On the other hand, it’s easy to see why the press just doesn’t care. Garage door openers aren’t sexy. Garage door openers don’t implicate a big money lobby. Garage door openers aren’t part of popular culture. It’s also easy, I think, to see why the press shouldn’t care. The press shouldn’t care because people don’t care, at least not so long as they think of IP questions as mostly questions of “creativity” or “innovation.” To get the court of public opinion engaged in garage door openers, arguments to restore balance to IP policy need to embrace “ordinary daily lives,” along with the public domain.

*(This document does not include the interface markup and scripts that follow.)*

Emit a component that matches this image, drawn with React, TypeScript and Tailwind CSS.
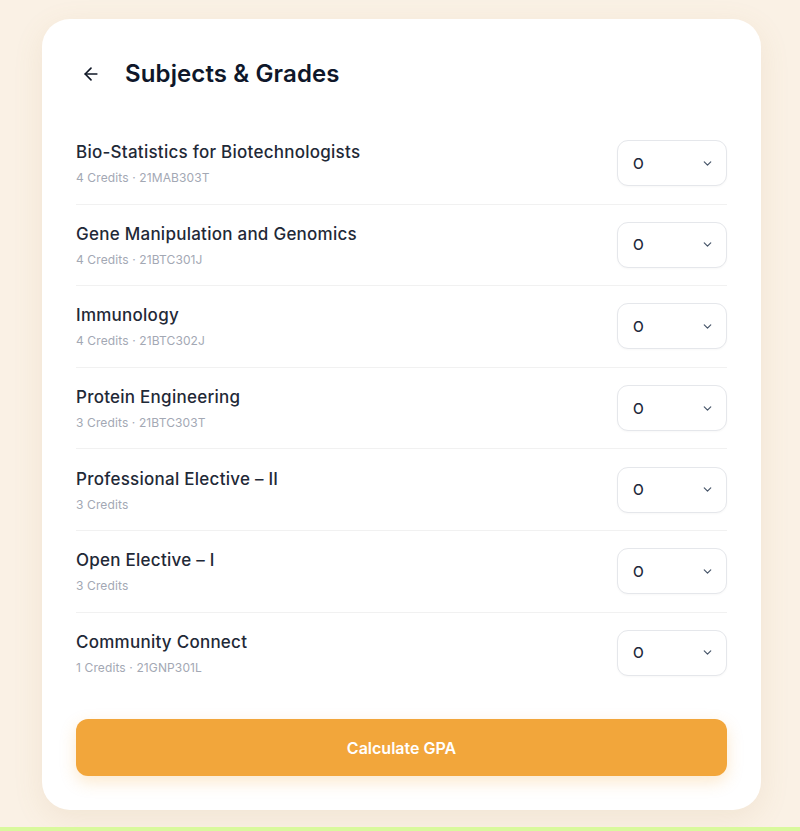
import { ArrowLeft, ChevronDown } from 'lucide-react'

type Subject = { name: string; credits: number; code?: string }

const subjects: Subject[] = [
  { name: 'Bio-Statistics for Biotechnologists', credits: 4, code: '21MAB303T' },
  { name: 'Gene Manipulation and Genomics', credits: 4, code: '21BTC301J' },
  { name: 'Immunology', credits: 4, code: '21BTC302J' },
  { name: 'Protein Engineering', credits: 3, code: '21BTC303T' },
  { name: 'Professional Elective – II', credits: 3 },
  { name: 'Open Elective – I', credits: 3 },
  { name: 'Community Connect', credits: 1, code: '21GNP301L' },
]

function GradeSelect() {
  return (
    <div className="flex h-[46px] w-[110px] items-center justify-between rounded-[11px] border border-[#e5e7eb] bg-white pl-[15px] pr-[12px] shadow-[0_1px_2px_rgba(0,0,0,0.03)]">
      <span className="text-[14px] font-medium text-[#1e293b]">O</span>
      <ChevronDown size={13} strokeWidth={2.2} className="text-[#475569]" />
    </div>
  )
}

export default function App() {
  return (
    <div className="flex min-h-[831px] flex-col bg-[#faf1e5] font-['Inter',sans-serif]">
      <div className="flex-1 px-[42px] pt-[19px]">
        <div className="w-[719px] rounded-[28px] bg-white px-[34px] pt-[37px] pb-[34px] shadow-[0_8px_30px_rgba(180,140,80,0.12)]">
          <div className="mb-[31px] flex items-center gap-[15px]">
            <button className="flex h-[32px] w-[34px] items-center justify-start pl-[5px] text-[#111827]">
              <ArrowLeft size={20} strokeWidth={2} />
            </button>
            <h1 className="text-[24px] font-semibold tracking-[0.005em] text-[#0f172a]">Subjects &amp; Grades</h1>
          </div>

          <div className="flex flex-col">
            {subjects.map((s, i) => (
              <div
                key={s.name}
                className={`flex items-center justify-between py-[17.3px] ${i < subjects.length - 1 ? 'border-b border-[#f1f1f1]' : ''}`}
              >
                <div className="mt-[2px] flex flex-col gap-[8px]">
                  <span className="text-[17px] font-medium leading-[20px] tracking-[0.015em] text-[#1f2937]">{s.name}</span>
                  <span className="text-[12px] leading-[16px] tracking-[0.01em] text-[#a3a8b4]">
                    {s.credits} Credits{s.code ? ` · ${s.code}` : ''}
                  </span>
                </div>
                <GradeSelect />
              </div>
            ))}
          </div>

          <button className="mt-[26px] flex h-[57px] w-full items-center justify-center rounded-[12px] bg-[#f2a63b] text-[16px] font-semibold text-white shadow-[0_6px_16px_rgba(242,166,59,0.25)]">
            Calculate GPA
          </button>
        </div>
      </div>
      <div className="mt-[16px] h-[4px] bg-[#d9f99d]" />
    </div>
  )
}
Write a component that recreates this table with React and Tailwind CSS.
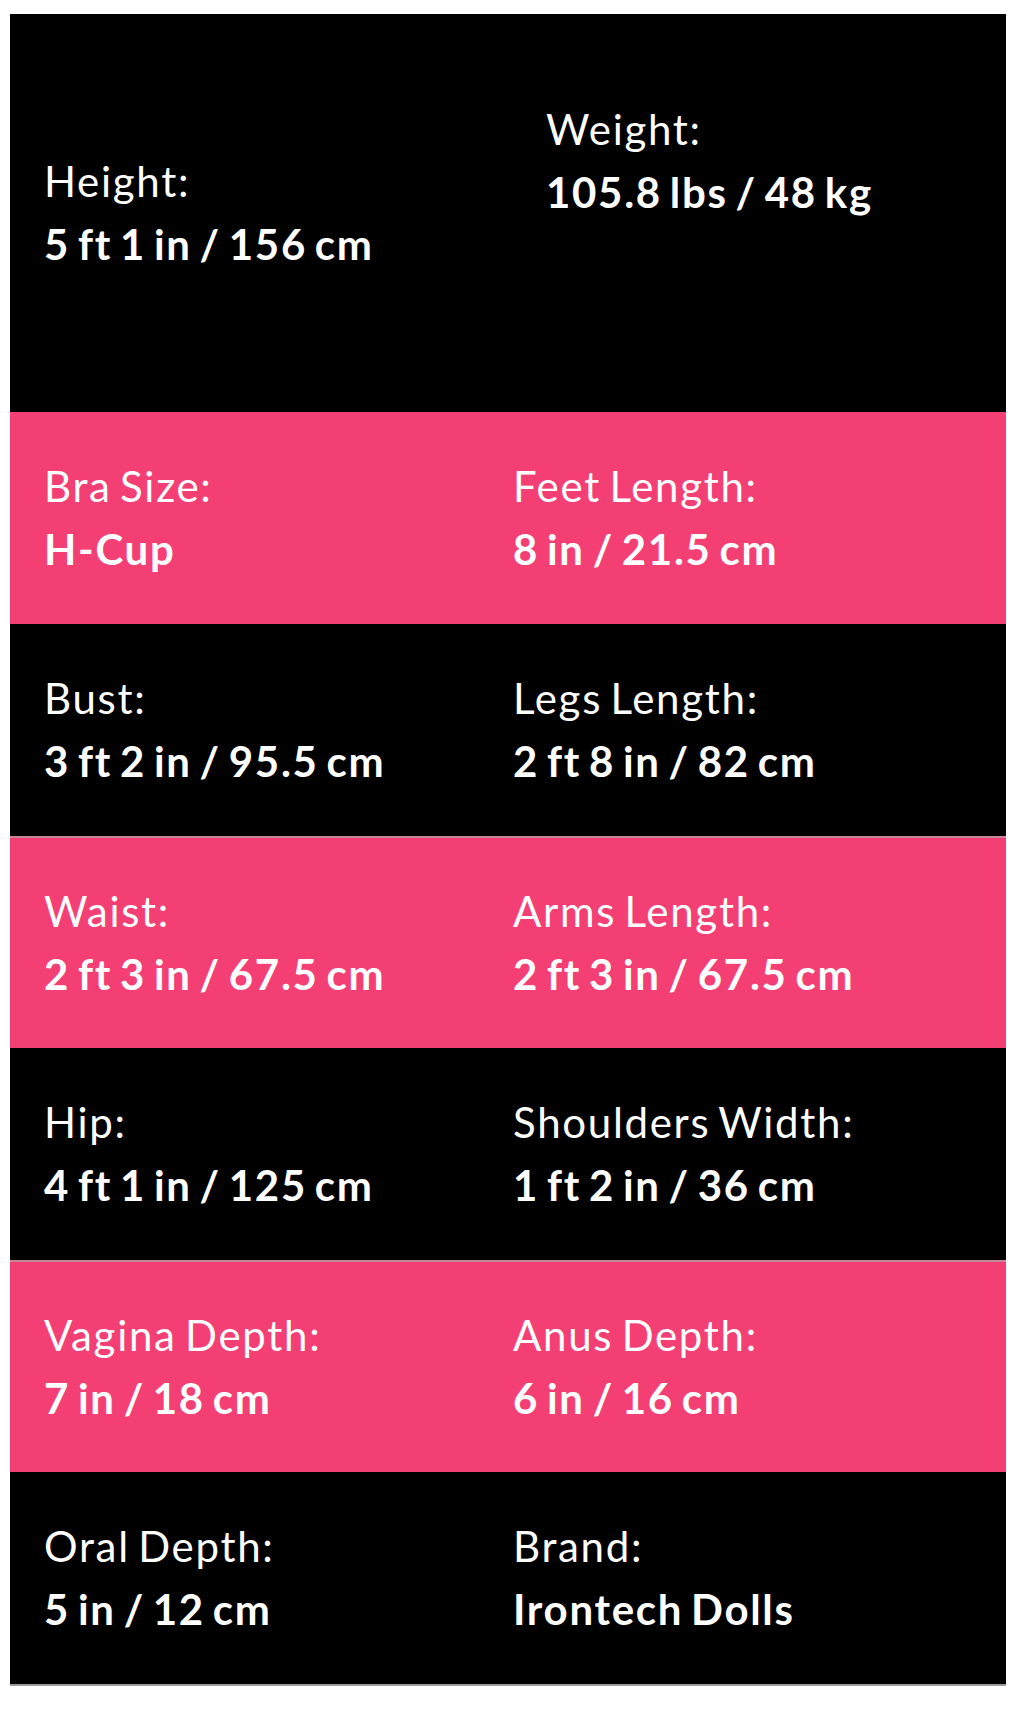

One of the hidden vices of pro-IP “education” campaigns by the RIAA, the MPAA, and the Copyright Society is that they send the message that IP — and copyright, especially — is about protecting other people. It’s about movie-making, and music, and photography, and software developers, and writers, and web designers, and artists. At the level of “creativity” in the colloquial sense, that’s mostly right. Most people don’t want to make music or movies; they just want to listen or watch. (Everyone has the tools to create, but not everyone creates. The latter is at least as important as the former, and possibly more so.) They’re not inclined to care about esoteric arguments about the DMCA. And so long as “tinkering” with technology is largely about science and progress, that isn’t going to change. What may get it to change — over time — is framing the issues in terms of ordinary experience. My brother works in health care, managing databases of patient histories. He wants to talk to me about ownership of medical record data, because people in his company are telling him that these are corporate assets. Now, we’re getting somewhere.

1 thought on “So What If I Can Open My Garage Door?”

  1. Maybe it’s all about the music: The Sixth Circuit’s admonition to “[g]et a license or do not sample” seems to have struck a chord (so to speak).